South Korean Sex Slave Campaigner Charged With Embezzlement

Protesters stage a 2019 rally demanding full compensation and an apology for wartime sex slaves from Japanese government near a statue symbolizing sex slaves in front of the Japanese Embassy in Seoul. Until its defeat in World War II, Japan formally annexed Korea in 1910 and subjected it to brutal occupation period Koreans still remember with deep acrimony. During World War II, the Japanese military forced tens of thousands of Korean women into sexual slavery in front-line brothels. The treatment of the euphemistically named “comfort women” remains a major source of tension between South Korea and Japan. (AP Photo/Ahn Young-joon, File)

SEOUL (AFP) — An activist-turned-MP has been indicted for embezzling more than 100 million won donated to help elderly victims used by Japan as wartime sex slaves, South Korean officials said Monday.

Youn Mee-hyang spent more than 100 million won ($85,000) intended for so-called “comfort women” —  a euphemism for women abused by Japan during WWII — “for personal use without expenditure statements,” prosecutors said.

The misuse happened over a period of nine years, they said, but did not elaborate further.

Media reports have alleged Youn embezzled funds to buy apartments and to pay for her daughters’ tuition in the United States.

The scandal first emerged in May when Lee Yong-soo, a prominent 91-year-old survivor, accused the group and its former leader of exploiting comfort women to collect government funds and public donations.

A thorny issue between Seoul and Tokyo for decades, the activist group has campaigned for compensation and an apology from Japan.

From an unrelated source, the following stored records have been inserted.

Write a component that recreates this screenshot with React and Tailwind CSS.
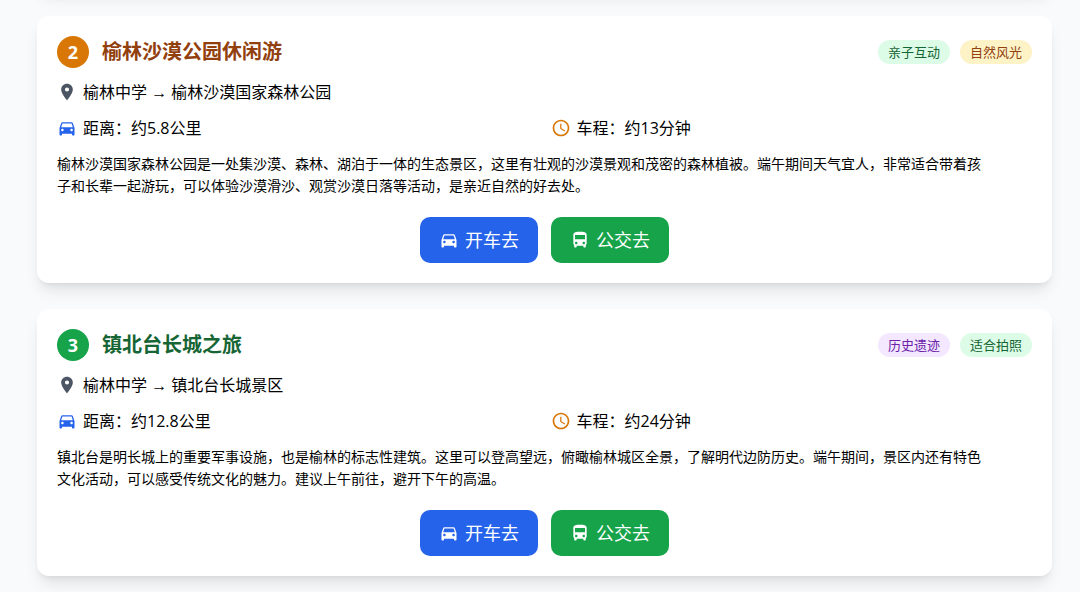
import { MdLocationOn, MdDirectionsCar, MdSchedule, MdDirectionsBus } from 'react-icons/md'

const routes = [
  {
    id: 2,
    title: '榆林沙漠公园休闲游',
    badgeClass: 'bg-[#d97706]',
    titleClass: 'text-[#92400e]',
    tags: [
      { label: '亲子互动', className: 'bg-[#dcfce7] text-[#166534]' },
      { label: '自然风光', className: 'bg-[#fef3c7] text-[#92400e]' },
    ],
    from: '榆林中学',
    to: '榆林沙漠国家森林公园',
    distance: '约5.8公里',
    duration: '约13分钟',
    description:
      '榆林沙漠国家森林公园是一处集沙漠、森林、湖泊于一体的生态景区，这里有壮观的沙漠景观和茂密的森林植被。端午期间天气宜人，非常适合带着孩子和长辈一起游玩，可以体验沙漠滑沙、观赏沙漠日落等活动，是亲近自然的好去处。',
  },
  {
    id: 3,
    title: '镇北台长城之旅',
    badgeClass: 'bg-[#16a34a]',
    titleClass: 'text-[#166534]',
    tags: [
      { label: '历史遗迹', className: 'bg-[#f3e8ff] text-[#6b21a8]' },
      { label: '适合拍照', className: 'bg-[#dcfce7] text-[#166534]' },
    ],
    from: '榆林中学',
    to: '镇北台长城景区',
    distance: '约12.8公里',
    duration: '约24分钟',
    description:
      '镇北台是明长城上的重要军事设施，也是榆林的标志性建筑。这里可以登高望远，俯瞰榆林城区全景，了解明代边防历史。端午期间，景区内还有特色文化活动，可以感受传统文化的魅力。建议上午前往，避开下午的高温。',
  },
]

function InfoLine({ icon: Icon, iconClass, children }) {
  return (
    <div className="flex items-center gap-1.5 leading-6">
      <Icon size={20} className={`shrink-0 ${iconClass}`} />
      <span>{children}</span>
    </div>
  )
}

function RouteButton({ icon: Icon, className, children }) {
  return (
    <button
      type="button"
      className={`flex h-[46px] items-center gap-1.5 rounded-[10px] px-[19px] text-lg text-white ${className}`}
    >
      <Icon size={20} className="shrink-0" />
      <span>{children}</span>
    </button>
  )
}

function RouteCard({ route }) {
  return (
    <article className="rounded-xl bg-white p-5 shadow-lg">
      <div className="flex items-center justify-between">
        <div className="flex items-center gap-[13px]">
          <span
            className={`flex size-8 items-center justify-center rounded-full text-lg font-bold text-white ${route.badgeClass}`}
          >
            {route.id}
          </span>
          <h2 className={`text-xl font-bold ${route.titleClass}`}>{route.title}</h2>
        </div>
        <div className="flex gap-2.5">
          {route.tags.map((tag) => (
            <span key={tag.label} className={`rounded-full px-2.5 text-[13px] leading-6 ${tag.className}`}>
              {tag.label}
            </span>
          ))}
        </div>
      </div>

      <div className="mt-3">
        <InfoLine icon={MdLocationOn} iconClass="text-[#4b5563]">
          {route.from} <span className="font-['Liberation_Sans',sans-serif] leading-none">→</span> {route.to}
        </InfoLine>
      </div>
      <div className="mt-3 grid grid-cols-2 gap-3">
        <InfoLine icon={MdDirectionsCar} iconClass="text-[#2563eb]">
          距离：{route.distance}
        </InfoLine>
        <InfoLine icon={MdSchedule} iconClass="text-[#d97706]">
          车程：{route.duration}
        </InfoLine>
      </div>

      <p className="mt-[13px] pr-12 text-sm leading-[22px]">{route.description}</p>

      <div className="mt-5 flex justify-center gap-[13px]">
        <RouteButton icon={MdDirectionsCar} className="bg-[#2563eb]">
          开车去
        </RouteButton>
        <RouteButton icon={MdDirectionsBus} className="bg-[#16a34a]">
          公交去
        </RouteButton>
      </div>
    </article>
  )
}

export default function App() {
  return (
    <main
      lang="zh-CN"
      className="flex h-screen flex-col gap-[26px] overflow-hidden bg-[#f8fafc] pr-7 pl-[37px] font-['Open_Sans','Noto_Sans_CJK_SC',sans-serif] text-base text-black"
    >
      {/* Tail of the card scrolled off above */}
      <div className="-mt-[34px] h-6 shrink-0 rounded-xl bg-white shadow-lg" />
      {routes.map((route) => (
        <RouteCard key={route.id} route={route} />
      ))}
    </main>
  )
}
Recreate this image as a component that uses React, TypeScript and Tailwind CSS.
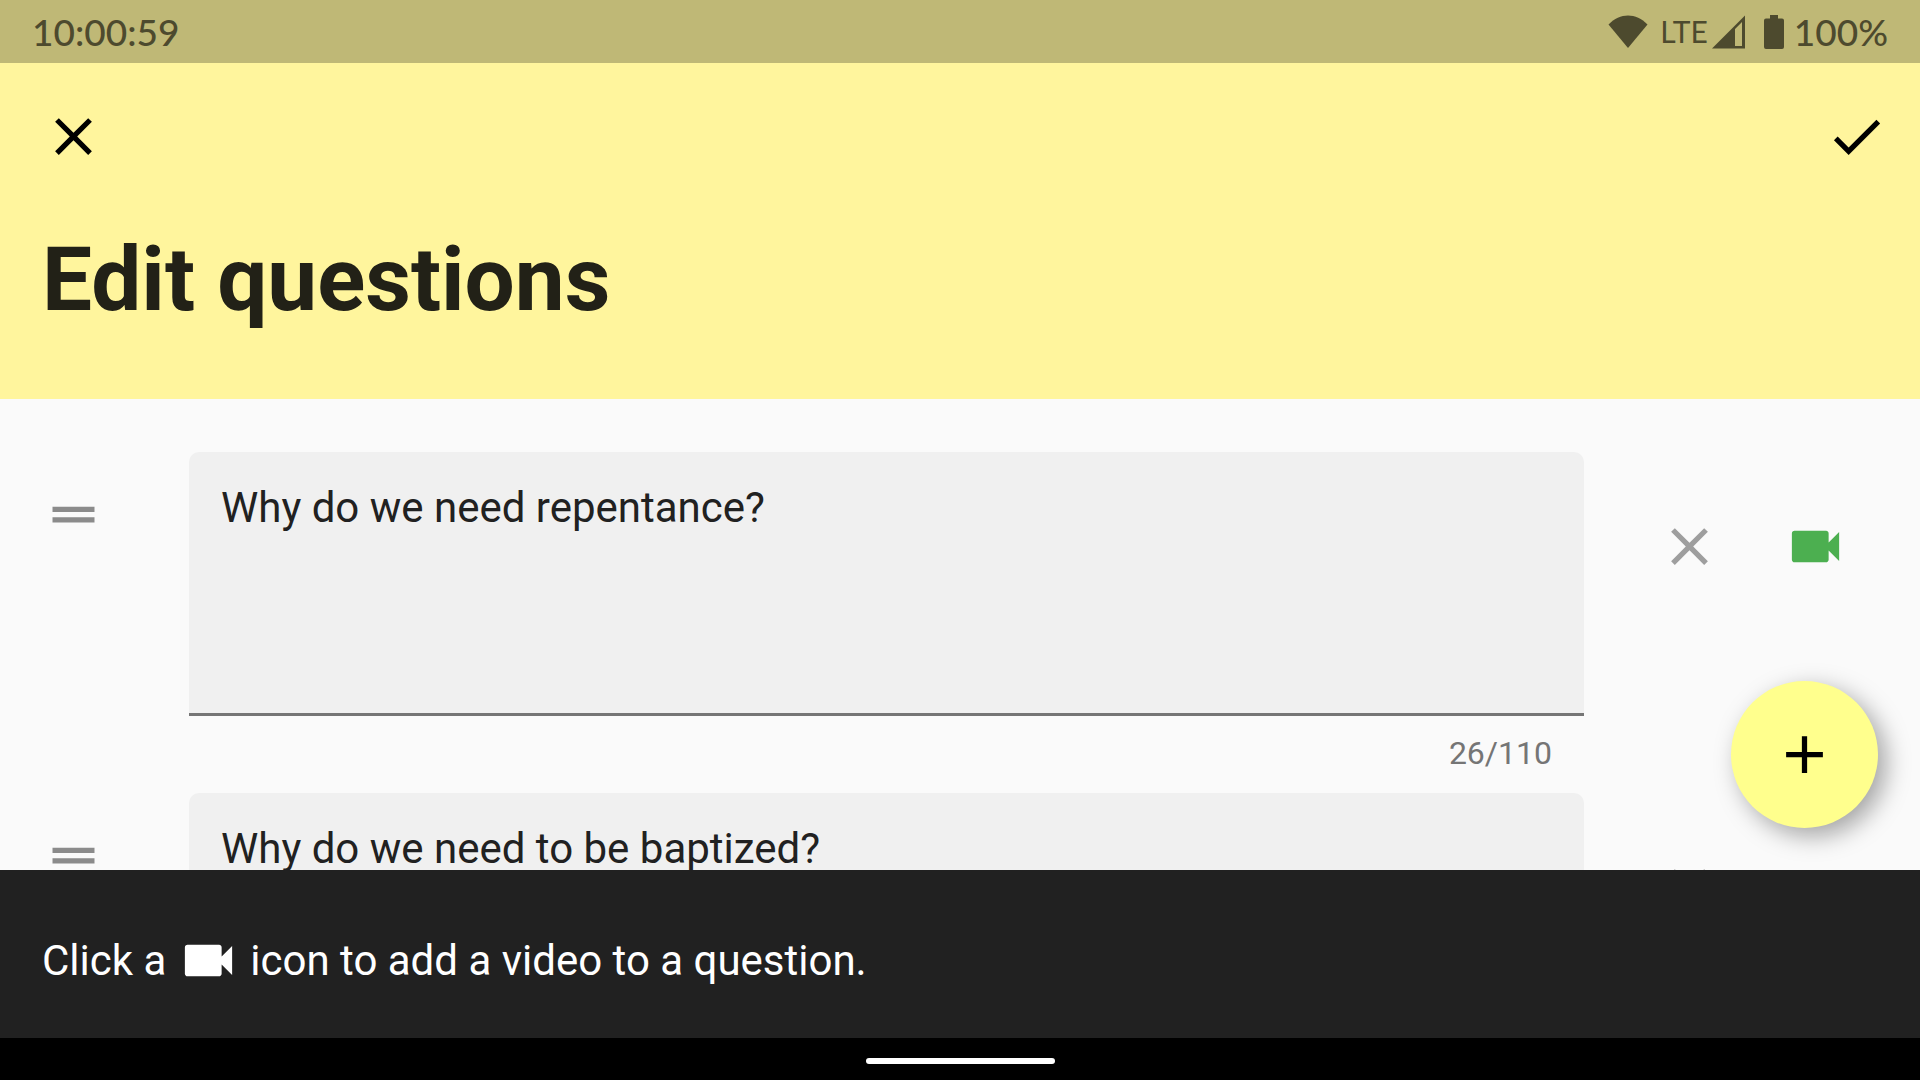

But Lee said little money had been spent on their cause, raising questions about whether the organization had focused more on enriching itself rather than helping the ageing victims — and prompting prosecutors to investigate. 

Youn was also charged with faking documents to secure the group more than 360 million won in government funds which it was not entitled.

Prosecutors also accused her of dereliction of duty, saying she had damaged the organization by purchasing a shelter home outside Seoul above market price.

Youn denied all the charges, stating all donations were used in the public interest and that she “never used them for personal gain.”

Tokyo says it has repeatedly apologized and maintains that all historical compensation issues between the two nations were settled under the 1965 treaty that reestablished diplomatic relations between them.